WHAT NEEDS TO BE DONE:
For each line in the data below that holds "Write", return a copy.

SOURCE MATERIAL:
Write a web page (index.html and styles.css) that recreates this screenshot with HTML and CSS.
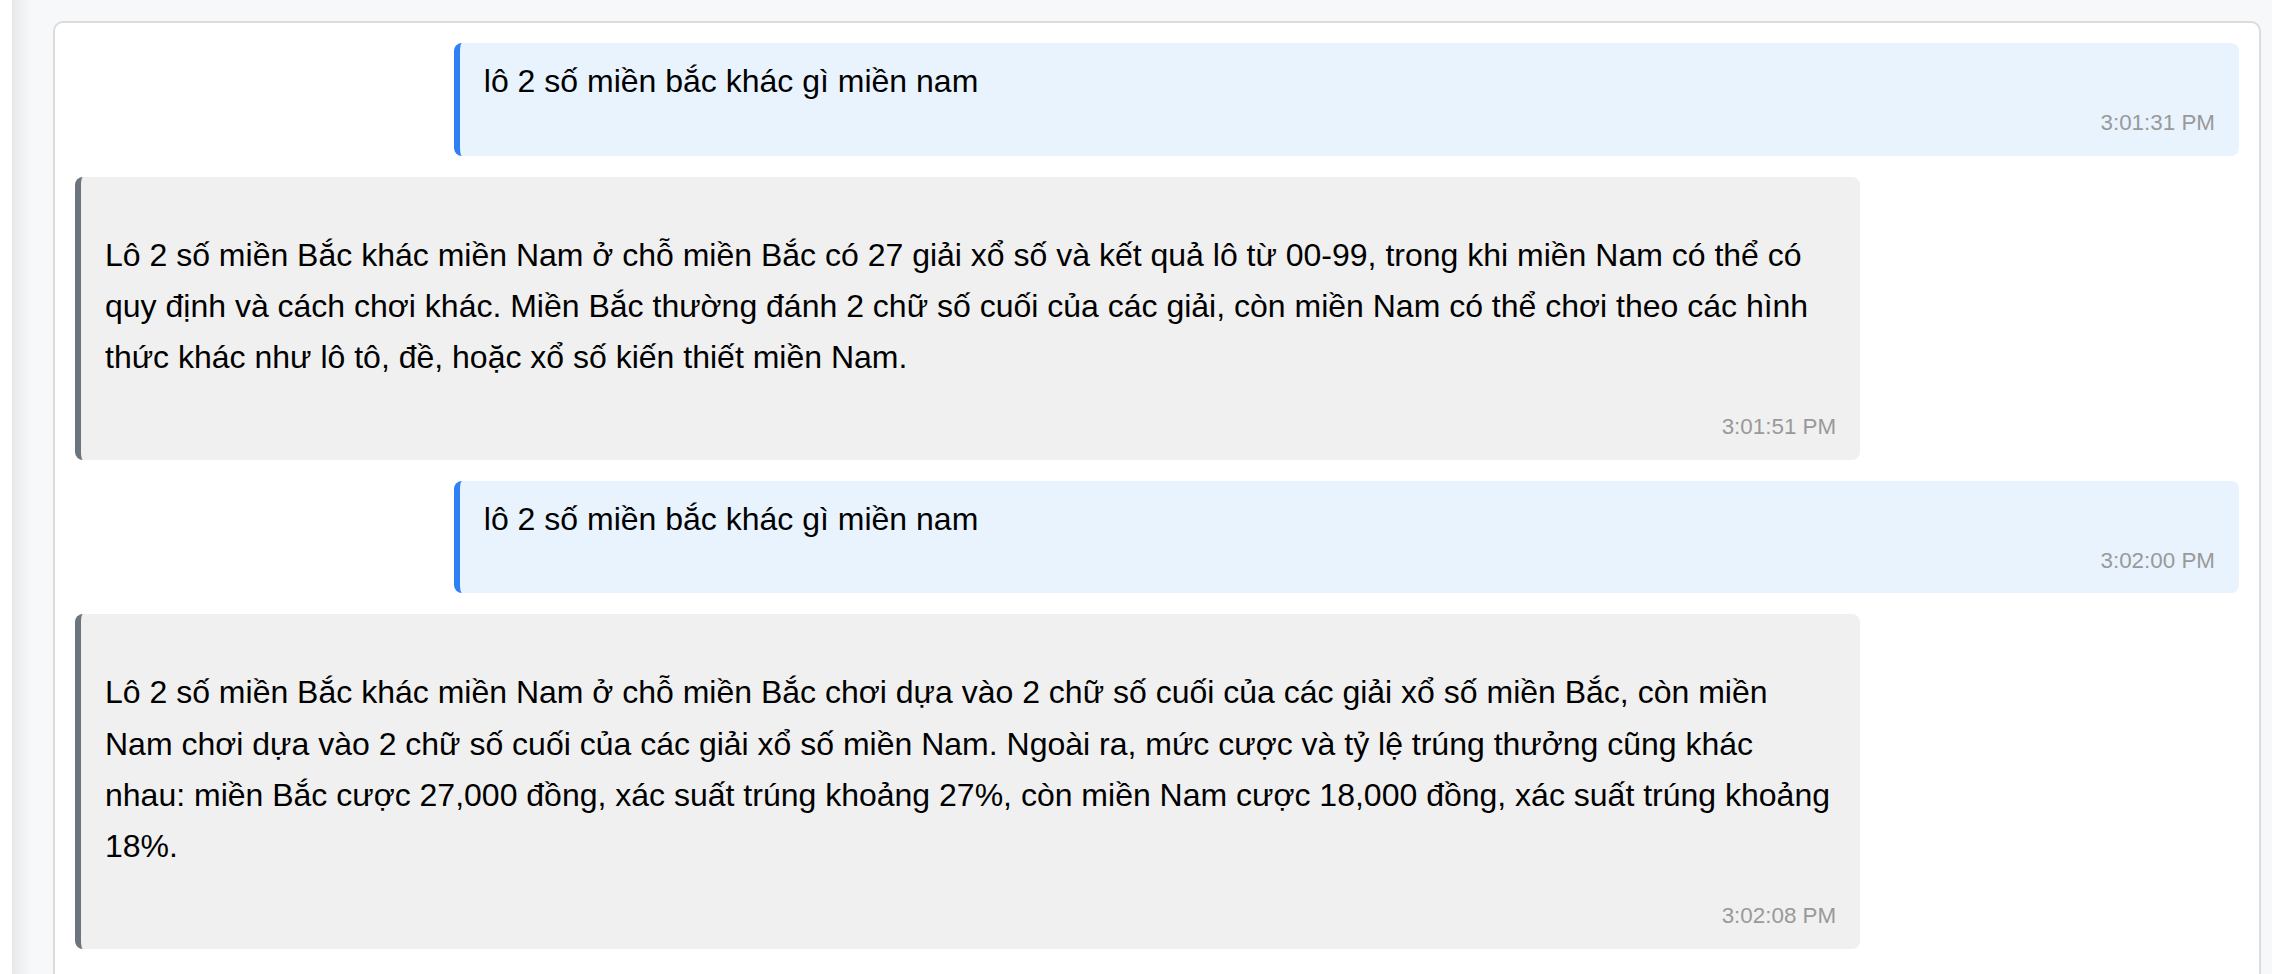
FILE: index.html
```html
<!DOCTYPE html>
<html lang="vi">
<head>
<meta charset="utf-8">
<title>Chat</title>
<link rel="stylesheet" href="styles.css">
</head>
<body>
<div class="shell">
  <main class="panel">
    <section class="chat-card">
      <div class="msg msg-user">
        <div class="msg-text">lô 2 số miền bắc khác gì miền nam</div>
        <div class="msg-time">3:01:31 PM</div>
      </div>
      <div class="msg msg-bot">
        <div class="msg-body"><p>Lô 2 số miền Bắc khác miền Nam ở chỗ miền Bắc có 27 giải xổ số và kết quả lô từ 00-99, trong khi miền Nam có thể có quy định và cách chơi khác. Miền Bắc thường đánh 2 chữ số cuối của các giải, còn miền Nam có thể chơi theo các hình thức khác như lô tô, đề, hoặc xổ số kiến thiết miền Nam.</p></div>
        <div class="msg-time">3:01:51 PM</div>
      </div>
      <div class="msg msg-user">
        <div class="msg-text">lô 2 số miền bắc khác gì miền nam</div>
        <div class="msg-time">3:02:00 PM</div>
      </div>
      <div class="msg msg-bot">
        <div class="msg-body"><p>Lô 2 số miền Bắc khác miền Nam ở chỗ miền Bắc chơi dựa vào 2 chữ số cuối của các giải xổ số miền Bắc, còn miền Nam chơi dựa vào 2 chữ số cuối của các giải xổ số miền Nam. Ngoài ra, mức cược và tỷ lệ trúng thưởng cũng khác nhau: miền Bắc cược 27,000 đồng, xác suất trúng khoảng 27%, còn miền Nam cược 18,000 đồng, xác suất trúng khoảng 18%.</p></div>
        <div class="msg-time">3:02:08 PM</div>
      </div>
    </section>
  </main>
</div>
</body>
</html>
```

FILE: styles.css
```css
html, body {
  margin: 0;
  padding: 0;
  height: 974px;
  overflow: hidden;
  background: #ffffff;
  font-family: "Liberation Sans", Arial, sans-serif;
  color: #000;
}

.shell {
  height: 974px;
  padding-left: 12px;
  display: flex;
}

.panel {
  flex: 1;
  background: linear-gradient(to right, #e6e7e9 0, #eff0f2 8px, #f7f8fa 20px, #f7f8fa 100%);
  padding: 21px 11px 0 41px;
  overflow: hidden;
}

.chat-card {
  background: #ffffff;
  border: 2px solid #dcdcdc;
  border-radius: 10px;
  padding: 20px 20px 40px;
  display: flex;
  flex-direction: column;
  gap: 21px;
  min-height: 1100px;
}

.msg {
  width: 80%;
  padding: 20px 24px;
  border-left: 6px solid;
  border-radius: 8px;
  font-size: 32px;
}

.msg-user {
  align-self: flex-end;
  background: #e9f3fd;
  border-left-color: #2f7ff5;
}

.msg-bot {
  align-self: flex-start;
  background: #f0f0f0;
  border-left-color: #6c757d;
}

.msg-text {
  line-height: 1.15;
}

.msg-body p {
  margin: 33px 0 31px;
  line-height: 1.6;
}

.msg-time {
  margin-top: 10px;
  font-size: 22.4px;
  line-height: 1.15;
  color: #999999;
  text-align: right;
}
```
--
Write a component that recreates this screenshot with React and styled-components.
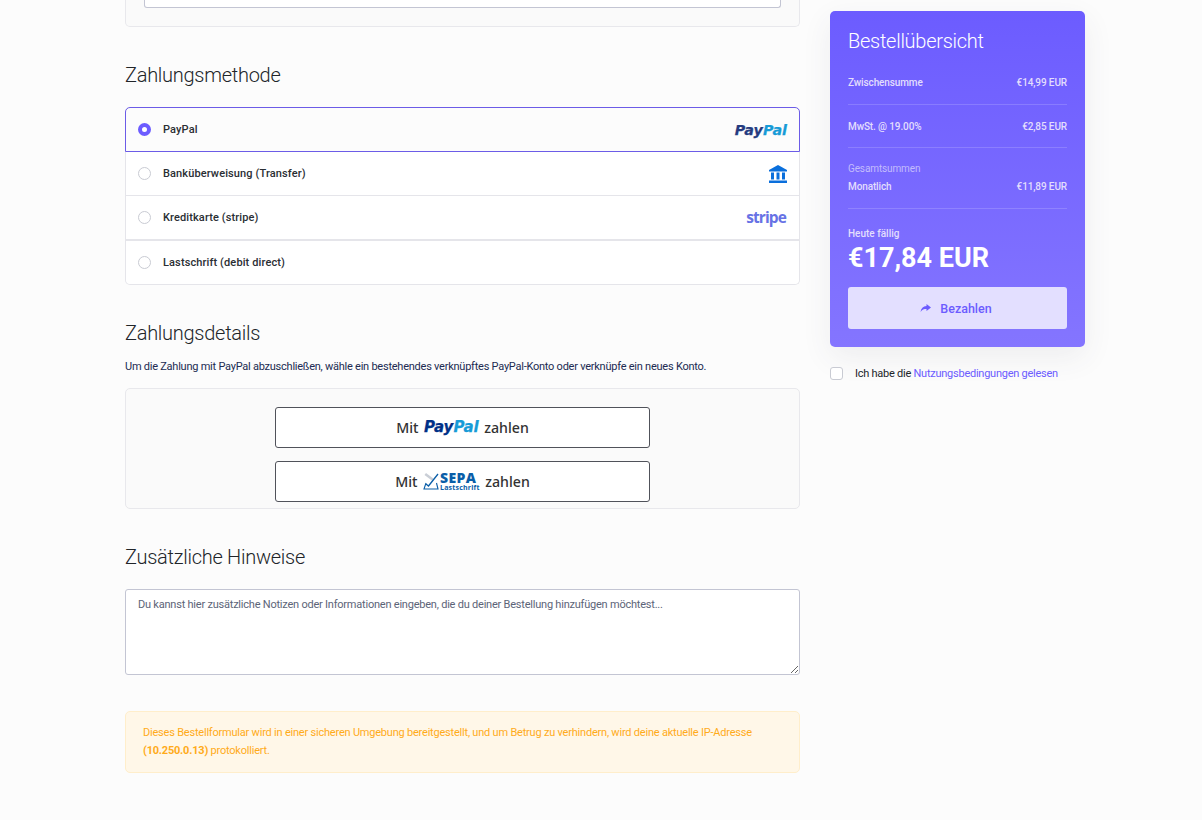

RESPONSE:
Write a web page (index.html and styles.css) that recreates this screenshot with HTML and CSS.
Write a component that recreates this screenshot with React and styled-components.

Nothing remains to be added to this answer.